>> START Data provided

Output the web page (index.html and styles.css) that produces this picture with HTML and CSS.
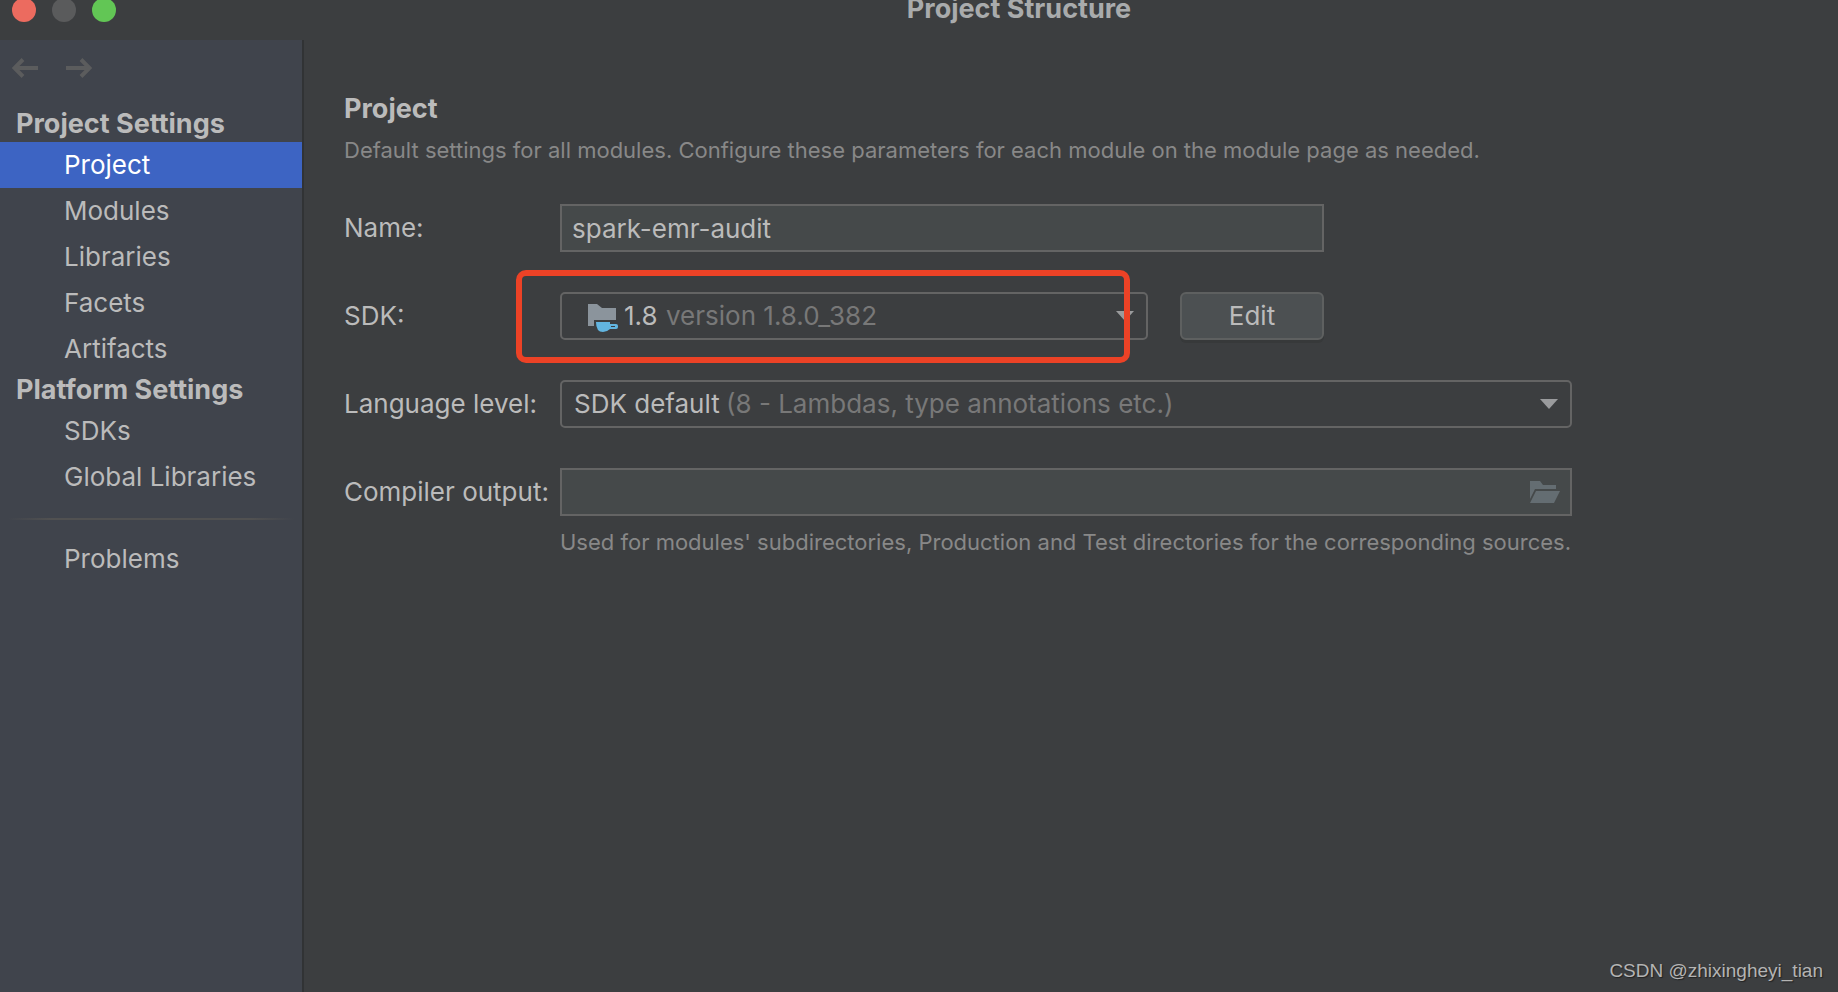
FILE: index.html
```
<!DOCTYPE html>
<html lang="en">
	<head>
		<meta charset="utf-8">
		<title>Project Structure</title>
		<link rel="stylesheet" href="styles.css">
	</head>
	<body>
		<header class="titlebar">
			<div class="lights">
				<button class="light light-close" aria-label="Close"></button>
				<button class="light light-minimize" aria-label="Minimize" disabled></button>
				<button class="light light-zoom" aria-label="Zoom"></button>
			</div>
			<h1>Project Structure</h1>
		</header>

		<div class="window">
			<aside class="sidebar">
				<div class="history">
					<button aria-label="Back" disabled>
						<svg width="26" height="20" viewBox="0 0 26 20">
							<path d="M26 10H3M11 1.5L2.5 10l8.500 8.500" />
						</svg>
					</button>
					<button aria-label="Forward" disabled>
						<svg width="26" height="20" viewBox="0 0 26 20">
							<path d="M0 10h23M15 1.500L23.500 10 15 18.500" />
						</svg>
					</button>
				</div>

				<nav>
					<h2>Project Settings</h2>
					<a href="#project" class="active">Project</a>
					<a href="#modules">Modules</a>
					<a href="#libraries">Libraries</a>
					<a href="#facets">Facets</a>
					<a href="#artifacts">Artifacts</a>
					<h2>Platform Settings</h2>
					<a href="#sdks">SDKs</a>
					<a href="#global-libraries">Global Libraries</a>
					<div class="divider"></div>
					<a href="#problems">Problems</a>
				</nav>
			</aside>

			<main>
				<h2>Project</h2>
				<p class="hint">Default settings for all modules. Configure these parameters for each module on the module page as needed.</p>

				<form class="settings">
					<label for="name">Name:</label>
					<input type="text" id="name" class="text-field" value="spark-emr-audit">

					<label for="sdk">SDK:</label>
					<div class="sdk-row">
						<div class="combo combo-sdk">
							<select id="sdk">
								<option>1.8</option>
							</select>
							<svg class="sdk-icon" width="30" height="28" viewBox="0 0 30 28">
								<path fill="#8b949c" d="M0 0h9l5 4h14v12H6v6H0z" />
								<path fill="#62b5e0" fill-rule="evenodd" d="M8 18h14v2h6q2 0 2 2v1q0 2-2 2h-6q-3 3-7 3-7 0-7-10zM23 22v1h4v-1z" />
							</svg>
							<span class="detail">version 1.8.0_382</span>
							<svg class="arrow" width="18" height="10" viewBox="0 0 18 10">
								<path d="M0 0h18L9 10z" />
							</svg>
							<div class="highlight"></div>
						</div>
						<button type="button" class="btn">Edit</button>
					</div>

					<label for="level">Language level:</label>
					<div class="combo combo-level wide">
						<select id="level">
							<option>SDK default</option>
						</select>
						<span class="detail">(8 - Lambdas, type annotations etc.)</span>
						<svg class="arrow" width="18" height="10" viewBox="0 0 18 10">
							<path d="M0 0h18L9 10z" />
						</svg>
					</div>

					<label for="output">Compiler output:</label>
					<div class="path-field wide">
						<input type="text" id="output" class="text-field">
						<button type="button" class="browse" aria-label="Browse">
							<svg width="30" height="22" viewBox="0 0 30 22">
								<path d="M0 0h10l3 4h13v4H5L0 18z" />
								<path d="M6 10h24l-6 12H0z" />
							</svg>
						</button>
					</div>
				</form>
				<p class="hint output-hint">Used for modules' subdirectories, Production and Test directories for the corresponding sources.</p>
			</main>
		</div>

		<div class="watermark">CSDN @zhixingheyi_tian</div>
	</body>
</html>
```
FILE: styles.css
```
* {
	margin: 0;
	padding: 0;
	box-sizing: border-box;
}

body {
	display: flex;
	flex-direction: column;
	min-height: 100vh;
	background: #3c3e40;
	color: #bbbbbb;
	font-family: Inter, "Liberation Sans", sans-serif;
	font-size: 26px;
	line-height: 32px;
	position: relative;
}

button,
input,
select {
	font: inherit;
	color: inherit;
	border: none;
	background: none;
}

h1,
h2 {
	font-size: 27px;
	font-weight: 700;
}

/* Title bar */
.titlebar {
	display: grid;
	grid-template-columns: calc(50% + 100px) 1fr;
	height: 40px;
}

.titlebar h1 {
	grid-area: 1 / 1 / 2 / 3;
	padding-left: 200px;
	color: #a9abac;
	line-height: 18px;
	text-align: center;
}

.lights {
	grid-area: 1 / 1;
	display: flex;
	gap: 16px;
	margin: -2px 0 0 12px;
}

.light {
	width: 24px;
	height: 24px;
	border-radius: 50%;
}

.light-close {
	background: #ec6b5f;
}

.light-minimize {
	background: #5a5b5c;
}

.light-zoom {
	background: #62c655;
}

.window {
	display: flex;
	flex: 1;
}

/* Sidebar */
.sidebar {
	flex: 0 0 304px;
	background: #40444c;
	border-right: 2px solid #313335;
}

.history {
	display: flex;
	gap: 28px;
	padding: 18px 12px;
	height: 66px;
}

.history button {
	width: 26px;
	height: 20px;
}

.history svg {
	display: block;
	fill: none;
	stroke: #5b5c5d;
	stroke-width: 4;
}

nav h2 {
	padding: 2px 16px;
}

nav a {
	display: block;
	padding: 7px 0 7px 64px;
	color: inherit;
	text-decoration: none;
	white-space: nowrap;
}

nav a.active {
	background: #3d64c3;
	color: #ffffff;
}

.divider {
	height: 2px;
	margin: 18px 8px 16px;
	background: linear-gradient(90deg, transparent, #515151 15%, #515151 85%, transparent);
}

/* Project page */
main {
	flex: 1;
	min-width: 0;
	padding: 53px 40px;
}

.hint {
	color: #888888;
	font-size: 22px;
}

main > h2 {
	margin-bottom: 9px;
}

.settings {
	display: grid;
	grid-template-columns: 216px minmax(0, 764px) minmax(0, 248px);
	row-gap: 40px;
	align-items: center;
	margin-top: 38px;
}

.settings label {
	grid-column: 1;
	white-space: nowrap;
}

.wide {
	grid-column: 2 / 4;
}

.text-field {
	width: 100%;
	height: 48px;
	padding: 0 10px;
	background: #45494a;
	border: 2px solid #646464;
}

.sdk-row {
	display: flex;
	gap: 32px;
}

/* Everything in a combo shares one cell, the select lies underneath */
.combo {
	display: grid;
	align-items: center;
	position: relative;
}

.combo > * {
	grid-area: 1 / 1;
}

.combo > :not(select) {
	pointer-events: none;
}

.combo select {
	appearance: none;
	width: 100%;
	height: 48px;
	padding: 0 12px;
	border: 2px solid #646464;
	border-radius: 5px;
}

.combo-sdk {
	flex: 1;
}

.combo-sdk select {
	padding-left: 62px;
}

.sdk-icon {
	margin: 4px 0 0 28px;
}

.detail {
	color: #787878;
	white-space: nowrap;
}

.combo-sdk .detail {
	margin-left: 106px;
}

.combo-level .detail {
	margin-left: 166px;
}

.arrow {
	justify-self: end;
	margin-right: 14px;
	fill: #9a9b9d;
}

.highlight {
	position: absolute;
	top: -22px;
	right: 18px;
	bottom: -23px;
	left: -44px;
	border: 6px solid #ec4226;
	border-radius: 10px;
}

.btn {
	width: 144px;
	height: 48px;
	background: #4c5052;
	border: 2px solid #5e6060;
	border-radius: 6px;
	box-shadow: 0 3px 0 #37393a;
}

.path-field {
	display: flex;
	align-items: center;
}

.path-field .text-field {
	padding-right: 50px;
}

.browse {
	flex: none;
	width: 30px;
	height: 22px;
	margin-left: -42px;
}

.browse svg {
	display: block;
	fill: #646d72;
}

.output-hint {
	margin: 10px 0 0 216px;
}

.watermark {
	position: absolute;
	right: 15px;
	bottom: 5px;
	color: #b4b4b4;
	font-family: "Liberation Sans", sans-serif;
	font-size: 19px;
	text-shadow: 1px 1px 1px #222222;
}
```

>> END Data provided
>> START Data provided

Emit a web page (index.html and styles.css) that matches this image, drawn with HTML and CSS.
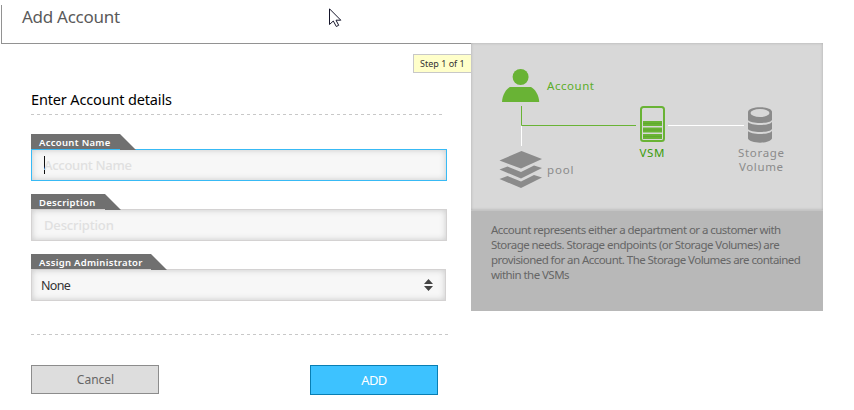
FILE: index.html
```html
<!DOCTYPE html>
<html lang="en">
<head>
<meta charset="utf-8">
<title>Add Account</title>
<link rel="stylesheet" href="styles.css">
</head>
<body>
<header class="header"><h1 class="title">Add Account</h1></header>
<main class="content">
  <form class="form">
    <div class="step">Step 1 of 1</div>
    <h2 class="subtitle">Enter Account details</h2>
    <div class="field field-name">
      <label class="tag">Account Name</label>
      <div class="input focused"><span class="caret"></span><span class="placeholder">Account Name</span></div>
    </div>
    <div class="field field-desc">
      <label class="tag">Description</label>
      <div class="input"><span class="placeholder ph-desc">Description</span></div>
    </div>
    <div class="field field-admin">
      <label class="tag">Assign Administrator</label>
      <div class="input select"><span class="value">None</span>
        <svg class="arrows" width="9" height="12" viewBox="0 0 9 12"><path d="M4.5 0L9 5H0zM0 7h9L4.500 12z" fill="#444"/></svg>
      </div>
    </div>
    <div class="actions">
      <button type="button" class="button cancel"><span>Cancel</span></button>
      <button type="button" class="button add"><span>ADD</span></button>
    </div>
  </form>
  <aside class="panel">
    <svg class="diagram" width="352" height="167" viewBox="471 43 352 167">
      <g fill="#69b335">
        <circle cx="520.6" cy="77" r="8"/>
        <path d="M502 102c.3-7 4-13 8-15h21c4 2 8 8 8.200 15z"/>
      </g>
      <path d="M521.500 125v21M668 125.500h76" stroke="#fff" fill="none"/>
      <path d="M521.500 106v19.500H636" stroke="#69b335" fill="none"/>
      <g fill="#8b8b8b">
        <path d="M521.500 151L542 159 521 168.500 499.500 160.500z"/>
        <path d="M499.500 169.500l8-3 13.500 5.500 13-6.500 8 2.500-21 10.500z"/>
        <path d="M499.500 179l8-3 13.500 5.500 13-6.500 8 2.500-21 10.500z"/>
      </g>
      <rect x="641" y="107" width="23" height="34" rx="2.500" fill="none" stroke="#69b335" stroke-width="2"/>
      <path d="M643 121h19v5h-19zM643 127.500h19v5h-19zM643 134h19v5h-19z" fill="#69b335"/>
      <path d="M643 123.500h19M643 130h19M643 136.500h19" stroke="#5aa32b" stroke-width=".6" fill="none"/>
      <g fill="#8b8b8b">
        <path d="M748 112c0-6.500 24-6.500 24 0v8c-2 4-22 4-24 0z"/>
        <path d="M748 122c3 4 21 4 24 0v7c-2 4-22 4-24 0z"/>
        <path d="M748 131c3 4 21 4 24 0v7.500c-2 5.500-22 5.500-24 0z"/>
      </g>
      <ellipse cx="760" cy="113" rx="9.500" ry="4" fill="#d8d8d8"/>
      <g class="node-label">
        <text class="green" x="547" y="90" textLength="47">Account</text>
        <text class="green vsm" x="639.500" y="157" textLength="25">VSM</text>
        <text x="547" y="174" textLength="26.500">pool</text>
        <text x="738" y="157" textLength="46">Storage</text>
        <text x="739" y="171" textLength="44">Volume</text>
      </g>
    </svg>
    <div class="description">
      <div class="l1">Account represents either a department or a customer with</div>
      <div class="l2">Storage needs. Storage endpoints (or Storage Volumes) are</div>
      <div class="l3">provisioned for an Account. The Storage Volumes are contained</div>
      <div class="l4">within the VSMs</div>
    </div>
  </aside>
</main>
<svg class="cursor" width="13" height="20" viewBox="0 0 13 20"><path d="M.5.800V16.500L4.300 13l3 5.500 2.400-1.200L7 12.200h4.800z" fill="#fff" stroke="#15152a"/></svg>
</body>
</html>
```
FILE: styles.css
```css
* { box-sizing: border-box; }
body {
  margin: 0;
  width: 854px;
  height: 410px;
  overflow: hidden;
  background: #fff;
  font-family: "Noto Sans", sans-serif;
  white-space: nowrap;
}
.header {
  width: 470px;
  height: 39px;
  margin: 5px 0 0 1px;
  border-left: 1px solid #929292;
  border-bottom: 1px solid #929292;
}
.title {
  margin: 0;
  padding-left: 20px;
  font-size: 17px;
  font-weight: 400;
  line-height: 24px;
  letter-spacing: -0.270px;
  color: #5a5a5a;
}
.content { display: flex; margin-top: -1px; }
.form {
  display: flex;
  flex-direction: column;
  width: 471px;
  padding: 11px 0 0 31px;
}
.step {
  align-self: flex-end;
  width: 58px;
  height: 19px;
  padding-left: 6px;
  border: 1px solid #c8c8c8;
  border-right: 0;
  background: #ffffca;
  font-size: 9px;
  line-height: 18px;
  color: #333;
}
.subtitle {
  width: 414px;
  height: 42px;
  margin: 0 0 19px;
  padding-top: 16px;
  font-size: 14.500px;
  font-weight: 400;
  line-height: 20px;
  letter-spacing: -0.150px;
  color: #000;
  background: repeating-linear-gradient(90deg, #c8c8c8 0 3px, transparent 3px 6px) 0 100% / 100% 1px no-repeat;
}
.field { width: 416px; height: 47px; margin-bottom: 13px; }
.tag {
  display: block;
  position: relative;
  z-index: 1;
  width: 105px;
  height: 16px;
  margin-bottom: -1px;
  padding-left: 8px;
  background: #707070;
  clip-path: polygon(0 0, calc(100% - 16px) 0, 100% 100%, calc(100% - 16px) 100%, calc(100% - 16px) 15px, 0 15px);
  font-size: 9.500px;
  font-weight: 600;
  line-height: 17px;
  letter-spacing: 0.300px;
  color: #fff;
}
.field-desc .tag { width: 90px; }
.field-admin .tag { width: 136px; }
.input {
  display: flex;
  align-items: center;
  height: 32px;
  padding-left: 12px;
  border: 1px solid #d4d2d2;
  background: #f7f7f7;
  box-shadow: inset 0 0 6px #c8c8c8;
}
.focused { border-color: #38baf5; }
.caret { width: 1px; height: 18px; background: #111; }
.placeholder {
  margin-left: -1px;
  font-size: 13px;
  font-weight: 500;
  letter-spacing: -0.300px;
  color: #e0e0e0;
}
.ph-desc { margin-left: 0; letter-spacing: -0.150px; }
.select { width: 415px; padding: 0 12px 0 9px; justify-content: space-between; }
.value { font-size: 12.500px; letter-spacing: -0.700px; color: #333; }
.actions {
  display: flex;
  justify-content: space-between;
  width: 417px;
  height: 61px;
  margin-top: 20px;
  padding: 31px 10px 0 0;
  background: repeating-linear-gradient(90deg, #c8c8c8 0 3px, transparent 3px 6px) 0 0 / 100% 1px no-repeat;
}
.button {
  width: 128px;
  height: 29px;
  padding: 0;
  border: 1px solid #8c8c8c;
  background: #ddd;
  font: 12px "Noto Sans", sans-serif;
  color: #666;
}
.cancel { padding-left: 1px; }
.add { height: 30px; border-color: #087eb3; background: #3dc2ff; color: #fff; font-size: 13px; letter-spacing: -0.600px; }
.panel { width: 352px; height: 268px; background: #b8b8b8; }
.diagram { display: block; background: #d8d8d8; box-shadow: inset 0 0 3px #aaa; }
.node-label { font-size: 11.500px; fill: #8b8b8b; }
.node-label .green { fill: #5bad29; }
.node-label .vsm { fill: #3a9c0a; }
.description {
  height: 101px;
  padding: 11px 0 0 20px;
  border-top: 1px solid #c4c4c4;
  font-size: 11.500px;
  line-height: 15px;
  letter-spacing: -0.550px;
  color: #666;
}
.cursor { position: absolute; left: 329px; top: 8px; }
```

>> END Data provided

[Required task] Scan the entries above for the word "index" and collect each line holding it.

[Final result]
Output the web page (index.html and styles.css) that produces this picture with HTML and CSS.
FILE: index.html
Emit a web page (index.html and styles.css) that matches this image, drawn with HTML and CSS.
FILE: index.html
  z-index: 1;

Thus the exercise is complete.